Another problem is the problem of space as we see in the way that 1p
indeterminacy is defined in UDA. We read of a notion of "cutting and
pasting". Cut 'from" where and pasted "to" where? How is the
difference
in "position" of say, Washington and Moscow, obtain in a Realm that
has
nothing like "space"? Unless we have a substrate of some kind that
transformations can act upon and yet the transformations and the
substrate are not distinguished, there is no "cut and pasting"
possible.
If you accept a digital substitution, then cutting and pasting is
merely a matter of instantiating some program twice, one in
Washington and another in Moscow. If you want it to be more
fanciful, you can imagine the reconstruction of the whole body, but
I don't see how that would change the outcome. The way I see it, you
expect to be either in W or M after such an experiment, and after
performing it, there are now at least 2 valid continuations (well,
an infinity of them with the UD, but let's ignore the "mostly the
same" or "very unusual and very rare" ones for now) which are the
most probable continuations. It's undecidable from your perspective
before performing the experiment (let's call it S0) if your next
state will be Washington (S1W) or Moscow (S1M). You could consider
your history until now as being contained in S0, for example in a
more "proof theoretic" arithmetical way, it could be a proof of the
existence of your history and OMs until now. Now as the next
possible state is indeterminate (and undecidable), you'd have to add
the location as an axiom and thus you obtain 2 theories: S1M and
S1W. They would both have OMs associated with them, but they are now
different theories/histories.
The scope of the first part of the UDA is to show that if COMP
(digital subst.), you cannot depend on time and space or even
implementation substrate to tell what your next continuation will be
like (one needs to be able to show that most continuations should be
local, otherwise you have the white rabbit problem and COMP would be
false as our experiences are stable).
As a side-note I'll present a quick thought experiment similar to
UDA step 4, but instead of considering the indeterminacy as going
forward in time, I'll show that it goes backward in time as well
(this becomes irrelevant in UDA step 7, but might as well present it
here):
Consider a machine with sufficient memory to run a SIM and offer an
interface with the world. Consider that in year 2050, such a SIM
exists, now he runs a special program (will explain later) on a
different machine, the program crashes/does nothing, the SIM now
lives 100 years until 2150, but accidentally his emulator crashes
and he was careless with backups and thus he's now 3p dead in that
2150. Suddenly the SIM finds himself back in 2050 with his memories
from 2150, what happened?
The program happened to run a truly random program that can be
generated from quantum noise (assuming MWI), given a 1bit QRNG: 1)

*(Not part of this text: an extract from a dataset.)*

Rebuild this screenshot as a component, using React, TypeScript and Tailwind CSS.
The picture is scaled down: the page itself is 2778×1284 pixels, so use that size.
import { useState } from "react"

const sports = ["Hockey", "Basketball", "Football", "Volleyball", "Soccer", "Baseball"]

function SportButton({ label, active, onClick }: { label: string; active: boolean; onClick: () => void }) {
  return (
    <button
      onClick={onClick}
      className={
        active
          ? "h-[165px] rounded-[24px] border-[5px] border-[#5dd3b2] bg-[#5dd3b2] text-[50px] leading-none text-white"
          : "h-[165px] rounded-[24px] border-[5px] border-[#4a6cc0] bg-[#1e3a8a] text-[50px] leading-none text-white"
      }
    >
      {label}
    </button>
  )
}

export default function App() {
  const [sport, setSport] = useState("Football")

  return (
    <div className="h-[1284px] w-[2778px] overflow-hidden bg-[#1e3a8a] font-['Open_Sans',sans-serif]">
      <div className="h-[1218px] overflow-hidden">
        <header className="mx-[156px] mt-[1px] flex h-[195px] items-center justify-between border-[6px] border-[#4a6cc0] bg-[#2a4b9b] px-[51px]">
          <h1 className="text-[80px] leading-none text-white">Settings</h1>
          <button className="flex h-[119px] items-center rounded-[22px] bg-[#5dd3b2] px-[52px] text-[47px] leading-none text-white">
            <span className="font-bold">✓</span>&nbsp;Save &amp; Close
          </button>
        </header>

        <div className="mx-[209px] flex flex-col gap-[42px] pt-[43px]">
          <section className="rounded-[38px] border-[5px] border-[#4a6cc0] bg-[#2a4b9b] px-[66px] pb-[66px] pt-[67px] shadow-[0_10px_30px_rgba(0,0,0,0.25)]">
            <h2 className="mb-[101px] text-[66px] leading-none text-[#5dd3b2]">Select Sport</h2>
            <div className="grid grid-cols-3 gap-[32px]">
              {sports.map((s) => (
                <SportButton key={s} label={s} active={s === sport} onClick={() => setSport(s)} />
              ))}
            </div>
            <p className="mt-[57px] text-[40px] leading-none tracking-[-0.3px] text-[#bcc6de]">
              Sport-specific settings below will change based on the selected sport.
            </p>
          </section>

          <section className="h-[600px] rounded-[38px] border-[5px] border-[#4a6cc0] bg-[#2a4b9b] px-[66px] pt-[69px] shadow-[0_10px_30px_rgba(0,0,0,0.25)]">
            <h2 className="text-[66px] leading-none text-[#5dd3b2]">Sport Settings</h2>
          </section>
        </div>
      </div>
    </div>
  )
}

if qrng() = 0, stop and run program 2) if qrng() = 1, append qrng()
to program, goto 1. (the machine this runs on is the one originally
considered)
This shows that the indeterminacy is strongly time independent (be
it backwards or forward), although that should already be obvious by
UDA step 7/8. Of course, the 2050 continuation was just one of an
infinity possible, but it is at least one possible one, thus it
should also happen, along with the rest (all the possibilities are
as real, just not all are as probable).
This might seem very formal and strange, so you could think of it
another way: with COMP, a mind/an observer is an abstract structure
and given some particular implementation of that observer there are
many possible implementations for the next state of the observer so
that the observer be consistent and work fine (at the low-level).

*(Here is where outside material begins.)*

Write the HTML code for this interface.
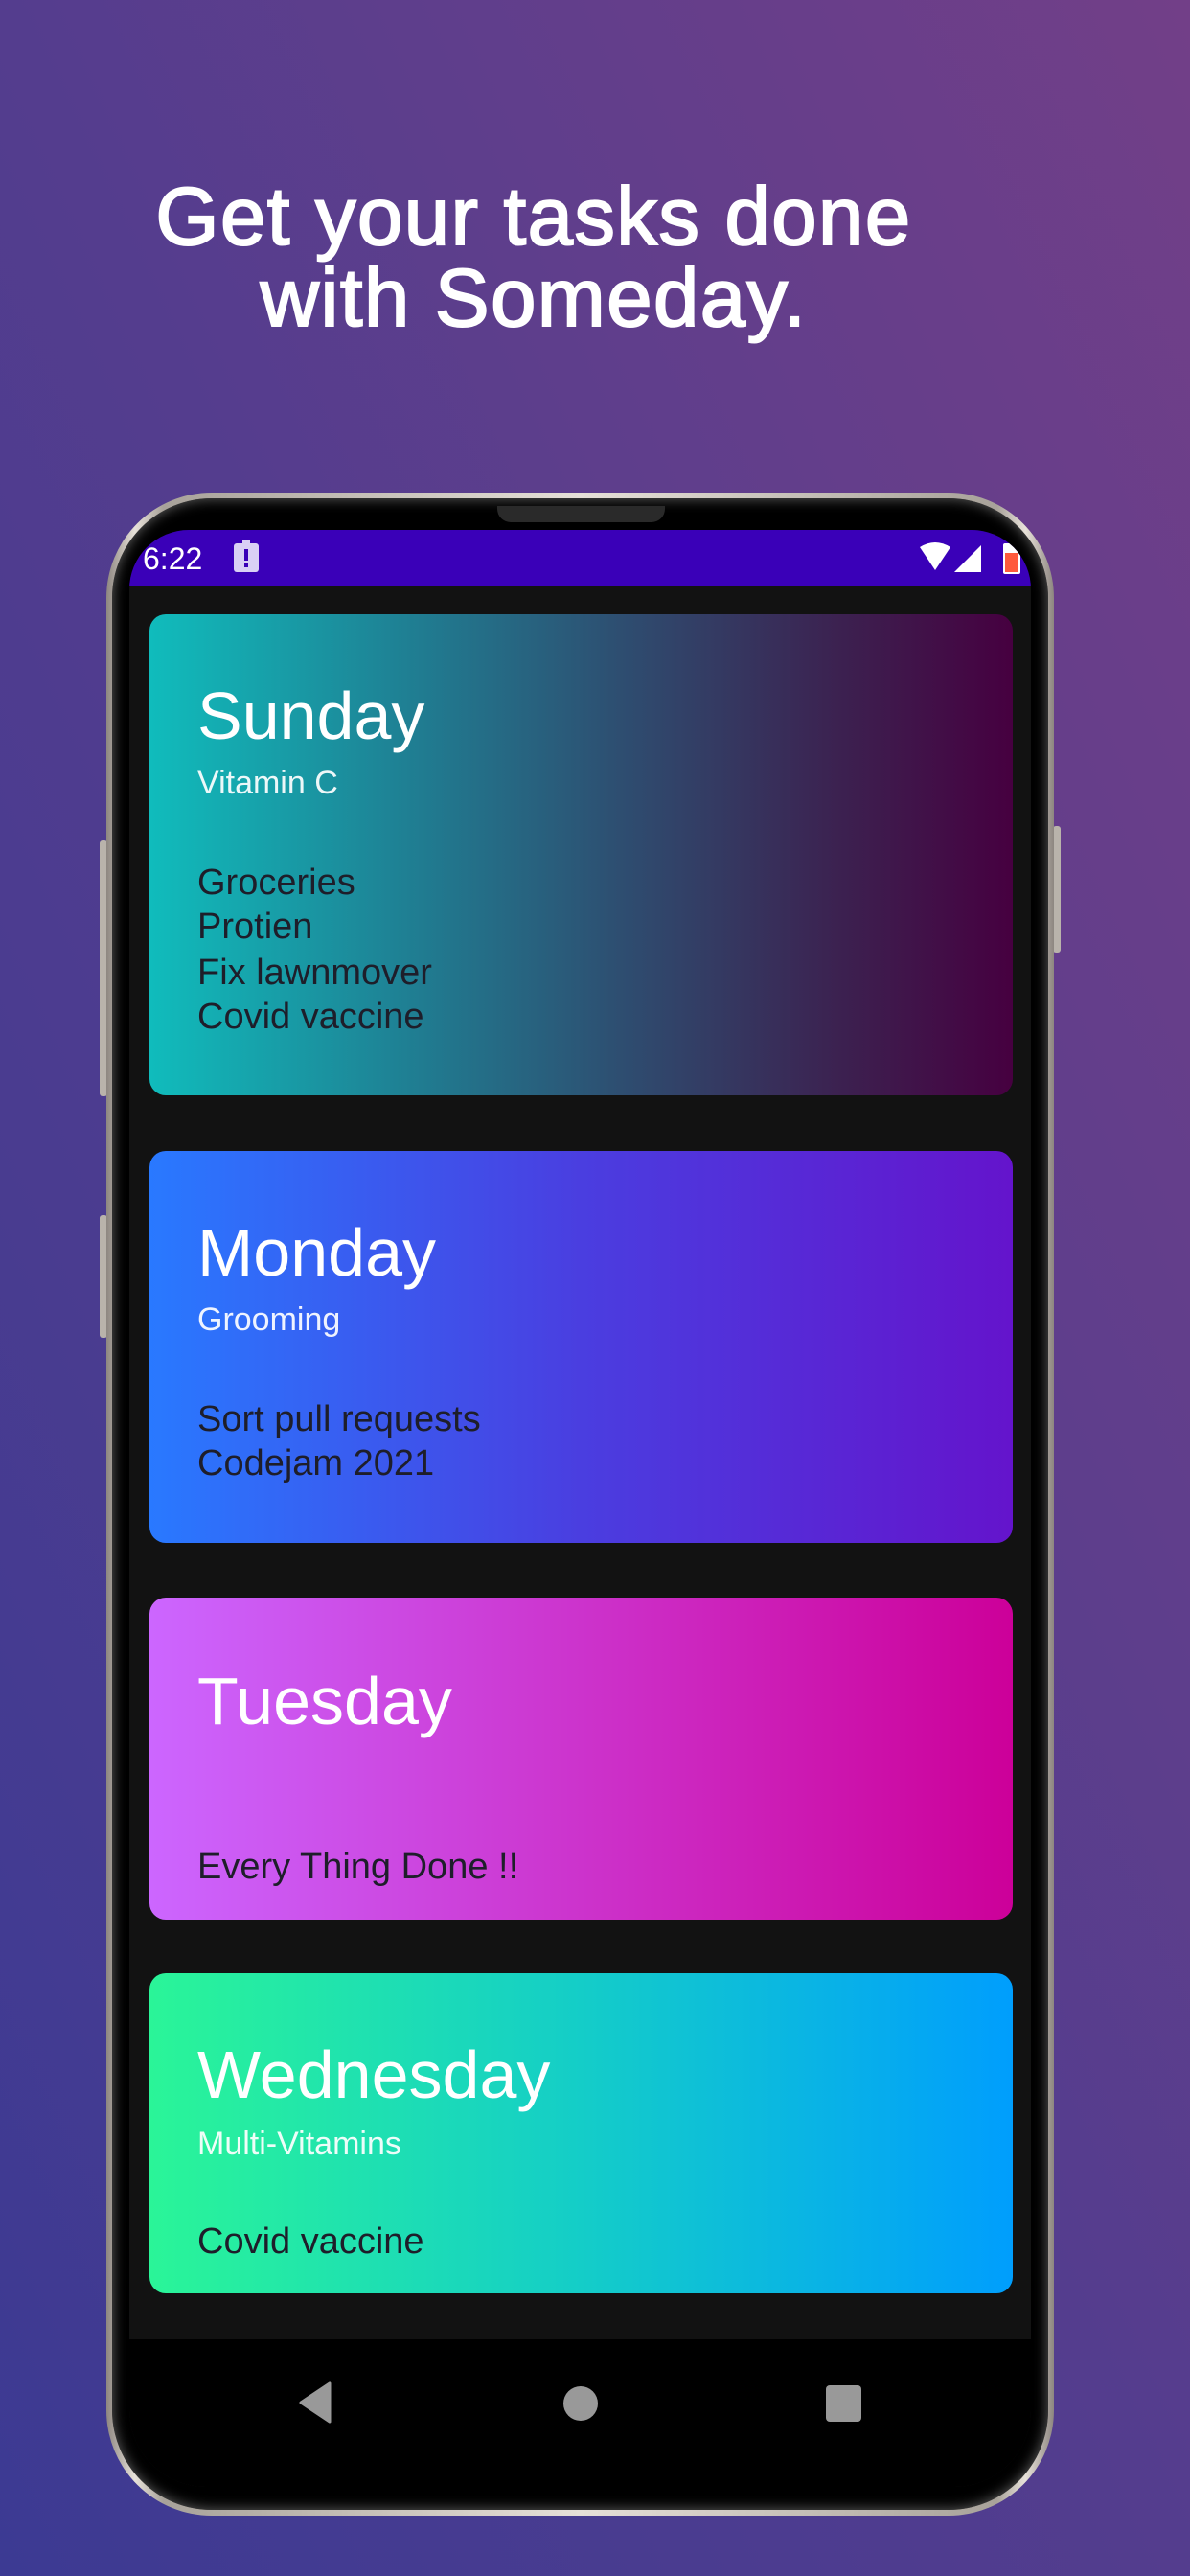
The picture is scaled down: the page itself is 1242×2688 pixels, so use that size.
<!DOCTYPE html>
<html><head><meta charset="utf-8"><style>
*{margin:0;padding:0;box-sizing:border-box}
body{width:1242px;height:2688px;overflow:hidden;position:relative;font-family:"Liberation Sans",sans-serif;
background:linear-gradient(to top right,#3c3a93 0%,#543d8e 50%,#723f88 100%);}
.h{position:absolute;left:0;width:1114px;text-align:center;color:#fff;font-size:85px;font-weight:normal;-webkit-text-stroke:2px #fff;letter-spacing:1.5px}
.frame{position:absolute;left:111px;top:514px;width:989px;height:2111px;border-radius:110px;
background:linear-gradient(90deg,#8d8680,#e8e2da 3%,#a8a29a 6%,#e6e0d8 50%,#a8a29a 94%,#e8e2da 97%,#8d8680);}
.bez{position:absolute;left:117px;top:520px;width:977px;height:2099px;border-radius:104px;background:#000;
box-shadow:inset 0 0 14px #666}
.screen{position:absolute;left:135px;top:553px;width:941px;height:2042px;border-radius:62px 62px 80px 80px;overflow:hidden;background:#121212}
.sb{position:absolute;left:0;top:0;width:941px;height:59px;background:#3a00b8}
.nav{position:absolute;left:0;top:1888px;width:941px;height:154px;background:#000}
.card{position:absolute;left:21px;width:901px;border-radius:17px;overflow:hidden}
.t{position:absolute;left:50px;white-space:nowrap;line-height:1}
.ti{font-size:70px;color:#fff}
.su{font-size:34px;color:rgba(255,255,255,.92)}
.li{font-size:38px;color:#1e1e2a}
.btn{position:absolute;background:#b9b3ab;border-radius:3px}
</style></head><body>
<div class="h" style="top:178px">Get your tasks done</div>
<div class="h" style="top:263px">with Someday.</div>

<div class="btn" style="left:104px;top:877px;width:8px;height:267px"></div>
<div class="btn" style="left:104px;top:1268px;width:8px;height:128px"></div>
<div class="btn" style="left:1099px;top:862px;width:8px;height:132px"></div>
<div class="frame"></div>
<div class="bez"></div>
<div style="position:absolute;left:519px;top:528px;width:175px;height:17px;border-radius:0 0 14px 14px;background:#2a2a2a"></div>
<div class="screen">
  <div class="sb">
    <div style="position:absolute;left:14px;top:12px;color:#fff;font-size:32px">6:22</div>
    <div style="position:absolute;left:109px;top:14px;width:26px;height:30px;background:#d9d0f5;border-radius:3px"></div>
    <div style="position:absolute;left:118px;top:10px;width:8px;height:6px;background:#d9d0f5"></div>
    <div style="position:absolute;left:120px;top:20px;width:4px;height:12px;background:#3a00b8"></div>
    <div style="position:absolute;left:120px;top:35px;width:4px;height:4px;background:#3a00b8"></div>
    <svg style="position:absolute;left:823px;top:12px" width="90" height="36" viewBox="0 0 90 36">
      <path d="M2 6 Q18 -4 34 6 L18 30 Z" fill="#fff"/>
      <path d="M66 4 L66 32 L38 32 Z" fill="#fff"/>
    </svg>
    <div style="position:absolute;left:912px;top:14px;width:18px;height:32px;background:#fff;border-radius:2px"></div>
    <div style="position:absolute;left:914px;top:24px;width:14px;height:20px;background:#ff5a3c"></div>
  </div>

  <div class="card" style="top:88px;height:502px;background:linear-gradient(90deg,#10bcbc 0%,#1f7f93 30%,#2e4d70 55%,#3c2150 80%,#460040 100%)">
    <div class="t ti" style="top:71px">Sunday</div>
    <div class="t su" style="top:159px">Vitamin C</div>
    <div class="t li" style="top:261px">Groceries</div>
    <div class="t li" style="top:307px">Protien</div>
    <div class="t li" style="top:355px">Fix lawnmover</div>
    <div class="t li" style="top:401px">Covid vaccine</div>
  </div>
  <div class="card" style="top:648px;height:409px;background:linear-gradient(90deg,#2979ff 0%,#4a3ee0 50%,#6414cc 100%)">
    <div class="t ti" style="top:71px">Monday</div>
    <div class="t su" style="top:159px">Grooming</div>
    <div class="t li" style="top:261px">Sort pull requests</div>
    <div class="t li" style="top:307px">Codejam 2021</div>
  </div>
  <div class="card" style="top:1114px;height:336px;background:linear-gradient(90deg,#cc66ff 0%,#cc33cc 50%,#cc0099 100%)">
    <div class="t ti" style="top:73px">Tuesday</div>
    <div class="t li" style="top:262px">Every Thing Done !!</div>
  </div>
  <div class="card" style="top:1506px;height:334px;background:linear-gradient(90deg,#2af598 0%,#14cdc8 50%,#009efd 100%)">
    <div class="t ti" style="top:71px">Wednesday</div>
    <div class="t su" style="top:161px">Multi-Vitamins</div>
    <div class="t li" style="top:261px">Covid vaccine</div>
  </div>

  <div class="nav">
    <svg style="position:absolute;left:175px;top:44px" width="40" height="44" viewBox="0 0 40 44"><path d="M34 2 L34 42 L4 22 Z" fill="#999" stroke="#999" stroke-width="3" stroke-linejoin="round"/></svg>
    <div style="position:absolute;left:453px;top:49px;width:36px;height:36px;border-radius:50%;background:#999"></div>
    <div style="position:absolute;left:727px;top:48px;width:37px;height:38px;border-radius:4px;background:#999"></div>
  </div>
</div>
</body></html>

The substrate can very well vary below the substitution level (but
such a level may very well be quite low, and undergoing a
substitution at a higher level would entail some detail/memory loss
and possibly even alter the measure). The continuations are always
random programs from the UD, and there should be an infinite
ensemble of them which happen to implement the observer being in
some particular state, the main requirement be that they implement
the next state of the observer correctly, such that the observer
remain consistent (relatively to the previous state). Also, we
cannot depend on the continuations to always lie at a later state
within the UD, a continuation can be at an earlier state as shown by
my previous thought experiment (unless of course you have a very
strong continuity assumption, in which case COMP is false, because
you would never survive the initial substitution, yet strangely your
SIM version would think he is you, which makes me wonder how this is
any different from someone undergoing an operation under anesthesia
or just waking up after sleeping - it should be noted that just a
wipe of the short-term memory is sufficient for such doubts).
What makes the difference between the substrate and the
transformation?
Bruno et al seems to consider this in terms of Godel numbering
schemes
but what distinguishes a Godel number of a program from a program?
The observer's abstract structure is what remains invariant, while
all the implementations change, quantum foam can be seen as that
"competition between machines which implement the observer". We
cannot know which program implements us or our lower substrates at
any given state and how much of the generalized brain does it
include (environment), this does not mean that we can't say "yes" to
such a digitalist doctor, merely that we can't be sure that we'll be
correct (of the level being correct, of continuity, of nature of
qualia, etc), so it's a bet. The observer itself is subject to
change, consciousness itself requires this change, learning and
forgetting is just one example of such a change. In a relative way,
we might be able to think of a continuous-OM which is represented by
change between 2 states (such as S0->S1M and S0->S1W), and of our
histories as an infinite graph representing such state changes
(although finding even all continuations from a given OM is
uncomputable and a making a program which can decide if any
particular machine represents a continuation for some other one is
again impossible, although likely solvable for some specific cases,
just never *all* of them).
Onward!
Stephen
I'll try to answer some of the other posts a bit later. I'm still
not completely satisfied with my current answer as to what
constitutes a continuation as well as how OMs are selected (measure
problem). I might elaborate more on this in other posts.